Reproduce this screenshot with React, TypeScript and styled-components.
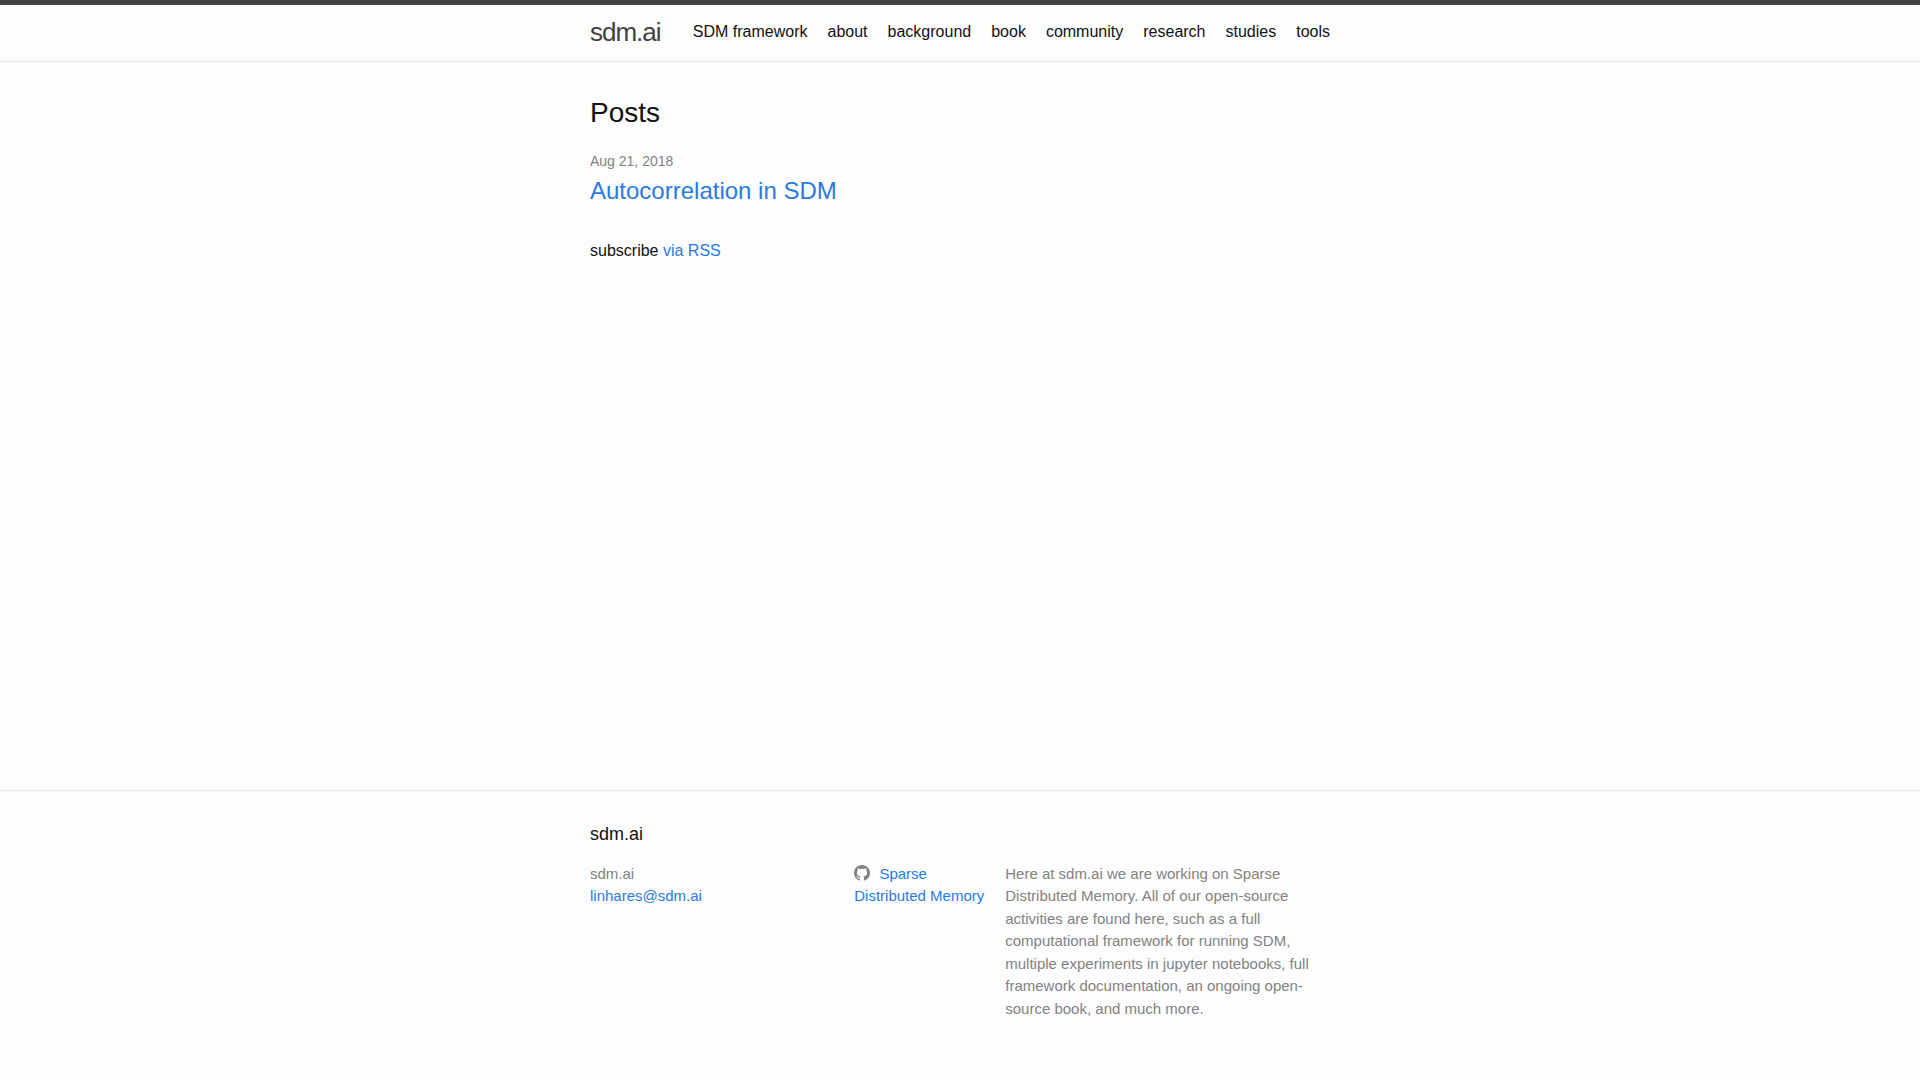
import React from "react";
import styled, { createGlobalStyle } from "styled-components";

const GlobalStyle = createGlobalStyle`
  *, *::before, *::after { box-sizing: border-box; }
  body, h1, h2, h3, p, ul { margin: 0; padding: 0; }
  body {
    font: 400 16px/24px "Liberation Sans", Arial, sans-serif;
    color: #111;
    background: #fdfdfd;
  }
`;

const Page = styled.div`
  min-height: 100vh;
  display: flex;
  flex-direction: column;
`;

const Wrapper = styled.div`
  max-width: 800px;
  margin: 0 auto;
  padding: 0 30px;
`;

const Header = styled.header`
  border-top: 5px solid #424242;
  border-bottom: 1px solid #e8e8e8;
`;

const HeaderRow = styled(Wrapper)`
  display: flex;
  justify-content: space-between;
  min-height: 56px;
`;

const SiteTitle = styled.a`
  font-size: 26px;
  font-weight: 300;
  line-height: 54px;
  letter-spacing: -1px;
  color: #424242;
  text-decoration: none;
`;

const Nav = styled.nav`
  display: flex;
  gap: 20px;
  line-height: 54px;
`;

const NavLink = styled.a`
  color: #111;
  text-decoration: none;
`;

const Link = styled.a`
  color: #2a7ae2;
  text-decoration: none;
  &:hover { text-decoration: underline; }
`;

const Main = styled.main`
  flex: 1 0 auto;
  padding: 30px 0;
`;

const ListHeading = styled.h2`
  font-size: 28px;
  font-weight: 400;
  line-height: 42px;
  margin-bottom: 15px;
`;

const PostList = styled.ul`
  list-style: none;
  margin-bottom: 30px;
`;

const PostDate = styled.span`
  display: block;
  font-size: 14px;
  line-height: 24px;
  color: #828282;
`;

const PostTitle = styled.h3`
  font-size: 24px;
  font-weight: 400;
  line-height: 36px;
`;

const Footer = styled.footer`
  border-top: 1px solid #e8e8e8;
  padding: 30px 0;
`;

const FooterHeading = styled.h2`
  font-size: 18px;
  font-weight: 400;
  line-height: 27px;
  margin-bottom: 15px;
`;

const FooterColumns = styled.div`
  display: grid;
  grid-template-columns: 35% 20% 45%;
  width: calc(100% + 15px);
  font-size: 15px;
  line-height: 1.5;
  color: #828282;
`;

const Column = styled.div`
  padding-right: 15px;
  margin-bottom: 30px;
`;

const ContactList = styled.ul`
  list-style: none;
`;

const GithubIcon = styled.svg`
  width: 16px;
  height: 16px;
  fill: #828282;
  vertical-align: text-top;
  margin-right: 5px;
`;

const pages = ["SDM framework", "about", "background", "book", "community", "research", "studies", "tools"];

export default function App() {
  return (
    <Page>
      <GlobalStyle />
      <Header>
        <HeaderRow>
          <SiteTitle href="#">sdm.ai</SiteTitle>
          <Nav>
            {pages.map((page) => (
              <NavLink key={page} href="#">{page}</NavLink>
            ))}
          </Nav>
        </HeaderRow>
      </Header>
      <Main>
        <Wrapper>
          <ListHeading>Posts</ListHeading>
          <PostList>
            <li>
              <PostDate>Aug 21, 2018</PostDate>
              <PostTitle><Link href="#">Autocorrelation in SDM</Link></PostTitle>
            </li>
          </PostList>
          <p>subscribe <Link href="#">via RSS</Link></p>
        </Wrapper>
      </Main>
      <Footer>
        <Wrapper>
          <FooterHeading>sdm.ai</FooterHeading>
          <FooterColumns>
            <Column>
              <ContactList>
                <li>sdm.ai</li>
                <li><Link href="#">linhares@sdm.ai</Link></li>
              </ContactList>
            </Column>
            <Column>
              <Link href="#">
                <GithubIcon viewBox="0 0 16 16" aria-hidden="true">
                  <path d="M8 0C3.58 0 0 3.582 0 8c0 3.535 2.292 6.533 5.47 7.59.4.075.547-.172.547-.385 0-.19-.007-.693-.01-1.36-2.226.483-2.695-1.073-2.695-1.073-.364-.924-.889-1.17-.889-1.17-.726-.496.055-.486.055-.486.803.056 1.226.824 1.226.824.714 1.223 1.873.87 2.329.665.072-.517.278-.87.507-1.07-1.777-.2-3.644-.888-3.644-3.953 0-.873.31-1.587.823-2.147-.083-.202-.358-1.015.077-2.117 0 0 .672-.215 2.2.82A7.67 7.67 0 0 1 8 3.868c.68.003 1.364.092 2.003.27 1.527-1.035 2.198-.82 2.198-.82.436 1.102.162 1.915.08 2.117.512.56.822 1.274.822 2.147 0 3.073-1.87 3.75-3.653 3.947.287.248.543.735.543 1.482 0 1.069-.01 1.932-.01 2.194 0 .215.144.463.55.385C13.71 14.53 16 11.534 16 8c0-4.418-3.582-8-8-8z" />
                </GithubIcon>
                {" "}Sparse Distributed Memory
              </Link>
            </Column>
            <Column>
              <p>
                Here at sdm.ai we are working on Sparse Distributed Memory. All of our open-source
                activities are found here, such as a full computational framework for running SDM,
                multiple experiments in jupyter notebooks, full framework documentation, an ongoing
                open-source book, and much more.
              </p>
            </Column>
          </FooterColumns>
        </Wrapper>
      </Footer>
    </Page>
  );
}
=-=-=-=-=
* [Directions]:
Restate the data above exactly, stripping out each image.

* [Output for this task]:
Reproduce this screenshot with React, TypeScript and styled-components.
import React from "react";
import styled, { createGlobalStyle } from "styled-components";

const GlobalStyle = createGlobalStyle`
  *, *::before, *::after { box-sizing: border-box; }
  body, h1, h2, h3, p, ul { margin: 0; padding: 0; }
  body {
    font: 400 16px/24px "Liberation Sans", Arial, sans-serif;
    color: #111;
    background: #fdfdfd;
  }
`;

const Page = styled.div`
  min-height: 100vh;
  display: flex;
  flex-direction: column;
`;

const Wrapper = styled.div`
  max-width: 800px;
  margin: 0 auto;
  padding: 0 30px;
`;

const Header = styled.header`
  border-top: 5px solid #424242;
  border-bottom: 1px solid #e8e8e8;
`;

const HeaderRow = styled(Wrapper)`
  display: flex;
  justify-content: space-between;
  min-height: 56px;
`;

const SiteTitle = styled.a`
  font-size: 26px;
  font-weight: 300;
  line-height: 54px;
  letter-spacing: -1px;
  color: #424242;
  text-decoration: none;
`;

const Nav = styled.nav`
  display: flex;
  gap: 20px;
  line-height: 54px;
`;

const NavLink = styled.a`
  color: #111;
  text-decoration: none;
`;

const Link = styled.a`
  color: #2a7ae2;
  text-decoration: none;
  &:hover { text-decoration: underline; }
`;

const Main = styled.main`
  flex: 1 0 auto;
  padding: 30px 0;
`;

const ListHeading = styled.h2`
  font-size: 28px;
  font-weight: 400;
  line-height: 42px;
  margin-bottom: 15px;
`;

const PostList = styled.ul`
  list-style: none;
  margin-bottom: 30px;
`;

const PostDate = styled.span`
  display: block;
  font-size: 14px;
  line-height: 24px;
  color: #828282;
`;

const PostTitle = styled.h3`
  font-size: 24px;
  font-weight: 400;
  line-height: 36px;
`;

const Footer = styled.footer`
  border-top: 1px solid #e8e8e8;
  padding: 30px 0;
`;

const FooterHeading = styled.h2`
  font-size: 18px;
  font-weight: 400;
  line-height: 27px;
  margin-bottom: 15px;
`;

const FooterColumns = styled.div`
  display: grid;
  grid-template-columns: 35% 20% 45%;
  width: calc(100% + 15px);
  font-size: 15px;
  line-height: 1.5;
  color: #828282;
`;

const Column = styled.div`
  padding-right: 15px;
  margin-bottom: 30px;
`;

const ContactList = styled.ul`
  list-style: none;
`;

const GithubIcon = styled.svg`
  width: 16px;
  height: 16px;
  fill: #828282;
  vertical-align: text-top;
  margin-right: 5px;
`;

const pages = ["SDM framework", "about", "background", "book", "community", "research", "studies", "tools"];

export default function App() {
  return (
    <Page>
      <GlobalStyle />
      <Header>
        <HeaderRow>
          <SiteTitle href="#">sdm.ai</SiteTitle>
          <Nav>
            {pages.map((page) => (
              <NavLink key={page} href="#">{page}</NavLink>
            ))}
          </Nav>
        </HeaderRow>
      </Header>
      <Main>
        <Wrapper>
          <ListHeading>Posts</ListHeading>
          <PostList>
            <li>
              <PostDate>Aug 21, 2018</PostDate>
              <PostTitle><Link href="#">Autocorrelation in SDM</Link></PostTitle>
            </li>
          </PostList>
          <p>subscribe <Link href="#">via RSS</Link></p>
        </Wrapper>
      </Main>
      <Footer>
        <Wrapper>
          <FooterHeading>sdm.ai</FooterHeading>
          <FooterColumns>
            <Column>
              <ContactList>
                <li>sdm.ai</li>
                <li><Link href="#">linhares@sdm.ai</Link></li>
              </ContactList>
            </Column>
            <Column>
              <Link href="#">
                <GithubIcon viewBox="0 0 16 16" aria-hidden="true">
                  <path d="M8 0C3.58 0 0 3.582 0 8c0 3.535 2.292 6.533 5.47 7.59.4.075.547-.172.547-.385 0-.19-.007-.693-.01-1.36-2.226.483-2.695-1.073-2.695-1.073-.364-.924-.889-1.17-.889-1.17-.726-.496.055-.486.055-.486.803.056 1.226.824 1.226.824.714 1.223 1.873.87 2.329.665.072-.517.278-.87.507-1.07-1.777-.2-3.644-.888-3.644-3.953 0-.873.31-1.587.823-2.147-.083-.202-.358-1.015.077-2.117 0 0 .672-.215 2.2.82A7.67 7.67 0 0 1 8 3.868c.68.003 1.364.092 2.003.27 1.527-1.035 2.198-.82 2.198-.82.436 1.102.162 1.915.08 2.117.512.56.822 1.274.822 2.147 0 3.073-1.87 3.75-3.653 3.947.287.248.543.735.543 1.482 0 1.069-.01 1.932-.01 2.194 0 .215.144.463.55.385C13.71 14.53 16 11.534 16 8c0-4.418-3.582-8-8-8z" />
                </GithubIcon>
                {" "}Sparse Distributed Memory
              </Link>
            </Column>
            <Column>
              <p>
                Here at sdm.ai we are working on Sparse Distributed Memory. All of our open-source
                activities are found here, such as a full computational framework for running SDM,
                multiple experiments in jupyter notebooks, full framework documentation, an ongoing
                open-source book, and much more.
              </p>
            </Column>
          </FooterColumns>
        </Wrapper>
      </Footer>
    </Page>
  );
}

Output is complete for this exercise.